The Department will take these points into account in the design of the new regime. Furthermore, the Department agreed to consider a recommendation from societies that their financial years be aligned to a common date, but advised that this will not be undertaken at this time as part of the design of the venue payment regime.
Expected benefits of the recommended regime
The industry representatives on the focus group considered that the new system will be simpler, fairer and less ambiguous.
As the new payment system will no longer be influenced by the number of machines or opening hours, there will be no impact on the reimbursement amount if a publican chooses not to be open or has fewer machines in operation.
Societies and operators will therefore have more flexibility and freedom to make decisions that make sense for their individual businesses and circumstances.
While a commission-based system may mean that some operators receive less money than at present, savings can be made in other areas, especially with variable costs such as operating hours, machine numbers and labour hours.
Over time the sector will be more efficient and effective than before.
The time otherwise spent on venue cost management could now be spent on providing appropriate and high-quality harm minimisation practices at venues.

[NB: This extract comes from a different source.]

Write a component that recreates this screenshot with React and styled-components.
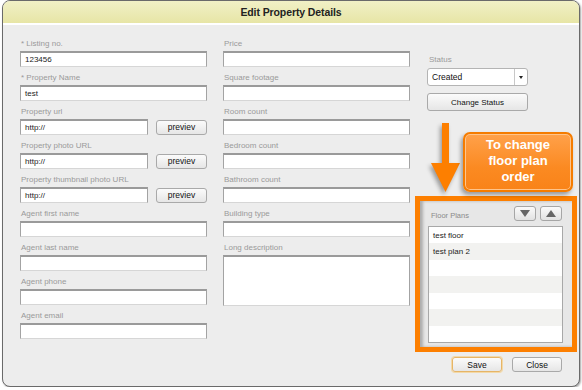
import React from 'react';
import styled, { createGlobalStyle } from 'styled-components';

const GlobalStyle = createGlobalStyle`
    html, body {
        margin: 0;
        padding: 0;
        background: #ffffff;
    }
    body {
        font-family: "Liberation Sans", Arial, sans-serif;
    }
`;

const Dialog = styled.div`
    position: relative;
    margin-left: 2px;
    width: 576px;
    height: 385px;
    border: 1px solid #6a6a6a;
    border-radius: 8px;
    background: #ededed;
    box-shadow: 1px 1px 2px rgba(0, 0, 0, 0.35);
    display: flex;
    flex-direction: column;
`;

const Header = styled.div`
    height: 22px;
    border-radius: 7px 7px 0 0;
    background: linear-gradient(#f1f0c6, #e7e5a6);
    border-bottom: 2px solid #ffffff;
    display: flex;
    align-items: center;
    justify-content: center;
    font-size: 10.5px;
    font-weight: bold;
    color: #222;
    letter-spacing: -0.1px;
`;

const Body = styled.div`
    flex: 1;
    display: flex;
    padding: 8px 0 0 17px;
`;

const Column = styled.div`
    width: 187px;
    display: flex;
    flex-direction: column;
    margin-right: ${p => p.$gap || 0}px;
`;

const Field = styled.div`
    padding-top: 4px;
    display: flex;
    flex-direction: column;
`;

const Label = styled.div`
    height: 14px;
    line-height: 14px;
    font-size: 8px;
    color: #9a9a9a;
    padding-left: 1px;
    white-space: nowrap;
`;

const InputRow = styled.div`
    display: flex;
    gap: 8px;
    align-items: center;
`;

const Input = styled.div`
    box-sizing: border-box;
    width: ${p => p.$width || 187}px;
    height: ${p => p.$height || 16}px;
    background: #ffffff;
    border: 1px solid #a3a3a3;
    border-top: 2px solid #9a9a9a;
    border-bottom-color: #d6d6d6;
    font-size: 8px;
    color: #222;
    padding: 2px 4px 0;
    line-height: 10px;
`;

const Button = styled.div`
    box-sizing: border-box;
    width: ${p => p.$width || 51}px;
    height: ${p => p.$height || 15}px;
    border: 1px solid ${p => (p.$primary ? '#e6b567' : '#a9a9a9')};
    border-radius: 3px;
    background: linear-gradient(#fbfbfb, #e6e6e6);
    box-shadow: ${p => (p.$primary ? '0 0 0 1px #f3d9a8' : 'none')};
    display: flex;
    align-items: center;
    justify-content: center;
    font-size: ${p => p.$size || 8}px;
    color: #111;
`;

const RightColumn = styled.div`
    position: relative;
    width: 162px;
    display: flex;
    flex-direction: column;
    z-index: 2;
`;

const StatusBlock = styled.div`
    padding: 21px 0 0 12px;
    display: flex;
    flex-direction: column;
    gap: 7px;
`;

const StatusLabel = styled.div`
    font-size: 8px;
    color: #9a9a9a;
    line-height: 12px;
    margin-bottom: -5px;
    padding-left: 2px;
`;

const Select = styled.div`
    box-sizing: border-box;
    width: 101px;
    height: 18px;
    background: #ffffff;
    border: 1px solid #b4b4b4;
    border-radius: 3px;
    display: flex;
    font-size: 8.5px;
    color: #111;
`;

const SelectValue = styled.div`
    flex: 1;
    display: flex;
    align-items: center;
    padding-left: 4px;
    border-right: 1px solid #c8c8c8;
`;

const SelectCaret = styled.div`
    width: 12px;
    display: flex;
    align-items: center;
    justify-content: center;
    &::after {
        content: '';
        border-left: 2.5px solid transparent;
        border-right: 2.5px solid transparent;
        border-top: 3px solid #222;
    }
`;

const Highlight = styled.div`
    margin-top: 85px;
    height: 156px;
    box-sizing: border-box;
    border: 5px solid #fd7f00;
    display: flex;
`;

const Panel = styled.div`
    flex: 1;
    background: #e7e7e7;
    box-shadow: inset 3px 0 3px rgba(0, 0, 0, 0.25);
    padding: 5px 9px 4px 8px;
    display: flex;
    flex-direction: column;
`;

const PanelHead = styled.div`
    height: 20px;
    display: flex;
    align-items: flex-start;
    gap: 4px;
    padding-right: 1px;
`;

const PanelTitle = styled.div`
    flex: 1;
    font-size: 7.5px;
    color: #8a8a8a;
    padding: 5px 0 0 3px;
`;

const ArrowButton = styled.div`
    box-sizing: border-box;
    width: 22px;
    height: 15px;
    border: 1px solid #a6a6a6;
    border-radius: 3px;
    background: linear-gradient(#fafafa, #e2e2e2);
    display: flex;
    align-items: center;
    justify-content: center;
    &::after {
        content: '';
        border-left: 5px solid transparent;
        border-right: 5px solid transparent;
        ${p => (p.$up ? 'border-bottom' : 'border-top')}: 7px solid #666;
    }
`;

const List = styled.div`
    height: 117px;
    box-sizing: border-box;
    border: 1px solid #a8a8a8;
    background: #ffffff;
    display: grid;
    grid-template-rows: repeat(7, 1fr);
`;

const ListRow = styled.div`
    background: ${p => (p.$odd ? '#f2f2f0' : '#ffffff')};
    font-size: 8px;
    color: #222;
    display: flex;
    align-items: center;
    padding-left: 4px;
`;

const Footer = styled.div`
    display: flex;
    justify-content: flex-end;
    gap: 10px;
    padding: 5px 15px 0 0;
`;

const Callout = styled.div`
    position: absolute;
    left: 48px;
    top: 99px;
    width: 110px;
    height: 60px;
    box-sizing: border-box;
    border: 2px solid #f57c00;
    border-radius: 7px;
    background: linear-gradient(#ffa14a, #fb8a22 60%, #f98318);
    box-shadow: inset 0 0 0 1px #ffc48a, -2px 3px 4px rgba(0, 0, 0, 0.35);
    color: #ffffff;
    font-size: 13px;
    font-weight: bold;
    line-height: 16px;
    text-align: center;
    display: flex;
    align-items: center;
    justify-content: center;
    padding: 0 12px 2px;
`;

const Arrow = styled.svg`
    position: absolute;
    left: 12px;
    top: 90px;
    overflow: visible;
    filter: drop-shadow(-2px 3px 2px rgba(0, 0, 0, 0.35));
`;

const leftFields = [
    { label: '* Listing no.', value: '123456' },
    { label: '* Property Name', value: 'test' },
    { label: 'Property url', value: 'http://', preview: true },
    { label: 'Property photo URL', value: 'http://', preview: true },
    { label: 'Property thumbnail photo URL', value: 'http://', preview: true },
    { label: 'Agent first name' },
    { label: 'Agent last name' },
    { label: 'Agent phone' },
    { label: 'Agent email' },
];

const middleFields = ['Price', 'Square footage', 'Room count', 'Bedroom count', 'Bathroom count', 'Building type'];

const plans = ['test floor', 'test plan 2', '', '', '', '', ''];

export default function App() {
    return (
        <>
            <GlobalStyle />
            <Dialog>
                <Header>Edit Property Details</Header>
                <Body>
                    <Column $gap={16}>
                        {leftFields.map(f => (
                            <Field key={f.label}>
                                <Label>{f.label}</Label>
                                {f.preview ? (
                                    <InputRow>
                                        <Input $width={128}>{f.value}</Input>
                                        <Button $size={8.5}>previev</Button>
                                    </InputRow>
                                ) : (
                                    <Input>{f.value}</Input>
                                )}
                            </Field>
                        ))}
                    </Column>
                    <Column $gap={5}>
                        {middleFields.map(label => (
                            <Field key={label}>
                                <Label>{label}</Label>
                                <Input />
                            </Field>
                        ))}
                        <Field>
                            <Label>Long description</Label>
                            <Input $height={51} />
                        </Field>
                    </Column>
                    <RightColumn>
                        <StatusBlock>
                            <StatusLabel>Status</StatusLabel>
                            <Select>
                                <SelectValue>Created</SelectValue>
                                <SelectCaret />
                            </Select>
                            <Button $width={101} $height={18}>Change Status</Button>
                        </StatusBlock>
                        <Highlight>
                            <Panel>
                                <PanelHead>
                                    <PanelTitle>Floor Plans</PanelTitle>
                                    <ArrowButton />
                                    <ArrowButton $up />
                                </PanelHead>
                                <List>
                                    {plans.map((p, i) => (
                                        <ListRow key={i} $odd={i % 2 === 1}>{p}</ListRow>
                                    ))}
                                </List>
                            </Panel>
                        </Highlight>
                        <Footer>
                            <Button $primary $width={50} $height={15} $size={8.5}>Save</Button>
                            <Button $width={50} $height={15} $size={8.5}>Close</Button>
                        </Footer>
                        <Arrow width="36" height="74" viewBox="0 0 36 74">
                            <polygon points="15,0 22,0 22,40 33,40 18.5,69 4,40 15,40" fill="#fd7f00" />
                        </Arrow>
                        <Callout>To change floor plan order</Callout>
                    </RightColumn>
                </Body>
            </Dialog>
        </>
    );
}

Checking and validating societies’ venue costs by the Department should become a much easier exercise, because all societies would be paying venue operators on the same basis without the need for detailed cost schedules. Litigation costs are also expected to reduce.
The Department will brief the Minister of Internal Affairs on the focus group’s recommendation, plus any alternatives that have been considered, this month.
The Minister will need to consider this advice before taking proposals to Cabinet (at this stage this is scheduled for March 2016).
The new regime is expected to be in place between August and October 2016, before the old system expires on 21 October 2016.